**Given request**
Make an exact copy of all the material below, apart from the pictures.

** BEGIN Dataset content **

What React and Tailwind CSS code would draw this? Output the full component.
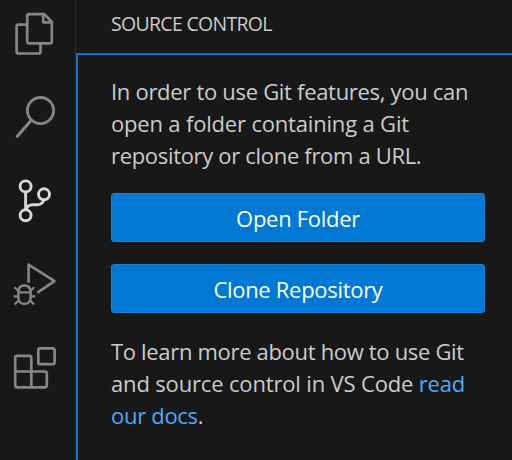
import React from "react";

function FilesIcon() {
  return (
    <svg width="76" height="76" viewBox="0 0 76 76" fill="none" stroke="currentColor" strokeWidth="2.7" strokeLinejoin="round">
      <path d="M29 14.2H44.2L51.8 21.8V41.3Q51.8 43.3 49.8 43.3H29.2Q27.2 43.3 27.2 41.3V16.2Q27.2 14.2 29 14.2Z" />
      <path d="M43.2 14V22.3H52" />
      <path d="M27 24.7H18.6Q16.6 24.7 16.6 26.7V51.5Q16.6 53.5 18.6 53.5H38.5Q40.5 53.5 40.5 51.5V43.5" />
    </svg>
  );
}

function SearchIcon() {
  return (
    <svg width="76" height="84" viewBox="0 76 76 84" fill="none" stroke="currentColor" strokeWidth="2.8" strokeLinecap="round">
      <circle cx="40.5" cy="110.6" r="13.1" />
      <path d="M31 120.6L17.3 136.3" strokeWidth="3.1" />
    </svg>
  );
}

function BranchIcon() {
  return (
    <svg width="76" height="84" viewBox="0 160 76 84" fill="none" stroke="currentColor" strokeWidth="2.9">
      <circle cx="25.6" cy="186.4" r="5.5" />
      <circle cx="44" cy="194.3" r="5.5" />
      <circle cx="25.6" cy="215.3" r="5.5" />
      <path d="M25.6 192V210M44 200C42.5 203.2 40.5 204.7 37.5 204.7H32.5C29 204.7 26.8 206.6 25.8 210" />
    </svg>
  );
}

function DebugIcon() {
  return (
    <svg width="76" height="84" viewBox="0 244 76 84" fill="none" stroke="currentColor" strokeWidth="2.6" strokeLinejoin="round">
      <path d="M28.6 282.7V264.6L54.5 281.1L37.4 292.6" />
      <path d="M18.4 292.5C18.4 287.8 20.8 285.4 24.4 285.4S30.6 287.8 30.6 292.5V297.5C30.6 301.5 28 304 24.4 304S18.4 301.5 18.4 297.5Z" strokeWidth="2.5" />
      <path d="M18.2 292.4H30.6M18.4 291L14.6 287.3M30.4 291L34.2 287.3M18.2 296.3H13.6M30.6 296.3H35.2M18.8 300.2L14.6 304.5M30 300.2L34.2 304.5" strokeWidth="2.3" />
    </svg>
  );
}

function ExtensionsIcon() {
  return (
    <svg width="76" height="84" viewBox="0 328 76 84" fill="none" stroke="currentColor" strokeWidth="2.7">
      <path d="M17.2 355.8H29.3Q31.3 355.8 31.3 357.8V371.5H44.8Q46.8 371.5 46.8 373.5V385.3Q46.8 387.3 44.8 387.3H17.2Q15.2 387.3 15.2 385.3V357.8Q15.2 355.8 17.2 355.8Z" />
      <path d="M15 371.5H31.3V387.3" />
      <rect x="38.3" y="348.4" width="16.3" height="15.8" rx="2" />
    </svg>
  );
}

function Button({ children }) {
  return (
    <button className="flex h-[49px] w-[374px] items-center justify-center rounded-[3px] border border-[#1780da] bg-[#0078d4] pt-px text-[22px] leading-[32px] text-white">
      {children}
    </button>
  );
}

export default function App() {
  return (
    <div className="flex h-[460px] w-[512px] overflow-hidden bg-[#181818] font-['Open_Sans','Noto_Sans',sans-serif] text-[#cccccc]">
      <nav className="flex w-[76px] shrink-0 flex-col border-r border-[#2b2b2b] text-[#868686]">
        <FilesIcon />
        <SearchIcon />
        <div className="text-[#d7d7d7]"><BranchIcon /></div>
        <DebugIcon />
        <ExtensionsIcon />
      </nav>
      <main className="flex flex-1 flex-col">
        <header className="flex h-[53px] shrink-0 items-center pl-[35px] pb-[6px] text-[19.5px]">
          <h1 className="whitespace-nowrap tracking-[-0.7px]">SOURCE CONTROL</h1>
        </header>
        <section className="flex flex-1 flex-col border-t-2 border-l-2 border-[#0b70cc] pl-[33px] pt-[20px] text-[22px] leading-[32px] whitespace-nowrap">
          <p className="h-[96px]">
            <span className="block tracking-[-0.3px]">In order to use Git features, you can</span>
            <span className="block tracking-[-0.18px]">open a folder containing a Git</span>
            <span className="block tracking-[-0.32px]">repository or clone from a URL.</span>
          </p>
          <div className="mt-[22px] flex flex-col gap-[22px]">
            <Button><span className="tracking-[-0.3px]">Open Folder</span></Button>
            <Button><span className="tracking-[-0.3px]">Clone Repository</span></Button>
          </div>
          <p className="mt-[22px]">
            <span className="block tracking-[-0.32px]">To learn more about how to use Git</span>
            <span className="block tracking-[-0.16px]">and source control in VS Code <a className="text-[#4daafc]">read</a></span>
            <span className="block tracking-[-0.3px]"><a className="text-[#4daafc]">our docs</a>.</span>
          </p>
        </section>
      </main>
    </div>
  );
}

** END Dataset content **

**Task answer**
What React and Tailwind CSS code would draw this? Output the full component.
import React from "react";

function FilesIcon() {
  return (
    <svg width="76" height="76" viewBox="0 0 76 76" fill="none" stroke="currentColor" strokeWidth="2.7" strokeLinejoin="round">
      <path d="M29 14.2H44.2L51.8 21.8V41.3Q51.8 43.3 49.8 43.3H29.2Q27.2 43.3 27.2 41.3V16.2Q27.2 14.2 29 14.2Z" />
      <path d="M43.2 14V22.3H52" />
      <path d="M27 24.7H18.6Q16.6 24.7 16.6 26.7V51.5Q16.6 53.5 18.6 53.5H38.5Q40.5 53.5 40.5 51.5V43.5" />
    </svg>
  );
}

function SearchIcon() {
  return (
    <svg width="76" height="84" viewBox="0 76 76 84" fill="none" stroke="currentColor" strokeWidth="2.8" strokeLinecap="round">
      <circle cx="40.5" cy="110.6" r="13.1" />
      <path d="M31 120.6L17.3 136.3" strokeWidth="3.1" />
    </svg>
  );
}

function BranchIcon() {
  return (
    <svg width="76" height="84" viewBox="0 160 76 84" fill="none" stroke="currentColor" strokeWidth="2.9">
      <circle cx="25.6" cy="186.4" r="5.5" />
      <circle cx="44" cy="194.3" r="5.5" />
      <circle cx="25.6" cy="215.3" r="5.5" />
      <path d="M25.6 192V210M44 200C42.5 203.2 40.5 204.7 37.5 204.7H32.5C29 204.7 26.8 206.6 25.8 210" />
    </svg>
  );
}

function DebugIcon() {
  return (
    <svg width="76" height="84" viewBox="0 244 76 84" fill="none" stroke="currentColor" strokeWidth="2.6" strokeLinejoin="round">
      <path d="M28.6 282.7V264.6L54.5 281.1L37.4 292.6" />
      <path d="M18.4 292.5C18.4 287.8 20.8 285.4 24.4 285.4S30.6 287.8 30.6 292.5V297.5C30.6 301.5 28 304 24.4 304S18.4 301.5 18.4 297.5Z" strokeWidth="2.5" />
      <path d="M18.2 292.4H30.6M18.4 291L14.6 287.3M30.4 291L34.2 287.3M18.2 296.3H13.6M30.6 296.3H35.2M18.8 300.2L14.6 304.5M30 300.2L34.2 304.5" strokeWidth="2.3" />
    </svg>
  );
}

function ExtensionsIcon() {
  return (
    <svg width="76" height="84" viewBox="0 328 76 84" fill="none" stroke="currentColor" strokeWidth="2.7">
      <path d="M17.2 355.8H29.3Q31.3 355.8 31.3 357.8V371.5H44.8Q46.8 371.5 46.8 373.5V385.3Q46.8 387.3 44.8 387.3H17.2Q15.2 387.3 15.2 385.3V357.8Q15.2 355.8 17.2 355.8Z" />
      <path d="M15 371.5H31.3V387.3" />
      <rect x="38.3" y="348.4" width="16.3" height="15.8" rx="2" />
    </svg>
  );
}

function Button({ children }) {
  return (
    <button className="flex h-[49px] w-[374px] items-center justify-center rounded-[3px] border border-[#1780da] bg-[#0078d4] pt-px text-[22px] leading-[32px] text-white">
      {children}
    </button>
  );
}

export default function App() {
  return (
    <div className="flex h-[460px] w-[512px] overflow-hidden bg-[#181818] font-['Open_Sans','Noto_Sans',sans-serif] text-[#cccccc]">
      <nav className="flex w-[76px] shrink-0 flex-col border-r border-[#2b2b2b] text-[#868686]">
        <FilesIcon />
        <SearchIcon />
        <div className="text-[#d7d7d7]"><BranchIcon /></div>
        <DebugIcon />
        <ExtensionsIcon />
      </nav>
      <main className="flex flex-1 flex-col">
        <header className="flex h-[53px] shrink-0 items-center pl-[35px] pb-[6px] text-[19.5px]">
          <h1 className="whitespace-nowrap tracking-[-0.7px]">SOURCE CONTROL</h1>
        </header>
        <section className="flex flex-1 flex-col border-t-2 border-l-2 border-[#0b70cc] pl-[33px] pt-[20px] text-[22px] leading-[32px] whitespace-nowrap">
          <p className="h-[96px]">
            <span className="block tracking-[-0.3px]">In order to use Git features, you can</span>
            <span className="block tracking-[-0.18px]">open a folder containing a Git</span>
            <span className="block tracking-[-0.32px]">repository or clone from a URL.</span>
          </p>
          <div className="mt-[22px] flex flex-col gap-[22px]">
            <Button><span className="tracking-[-0.3px]">Open Folder</span></Button>
            <Button><span className="tracking-[-0.3px]">Clone Repository</span></Button>
          </div>
          <p className="mt-[22px]">
            <span className="block tracking-[-0.32px]">To learn more about how to use Git</span>
            <span className="block tracking-[-0.16px]">and source control in VS Code <a className="text-[#4daafc]">read</a></span>
            <span className="block tracking-[-0.3px]"><a className="text-[#4daafc]">our docs</a>.</span>
          </p>
        </section>
      </main>
    </div>
  );
}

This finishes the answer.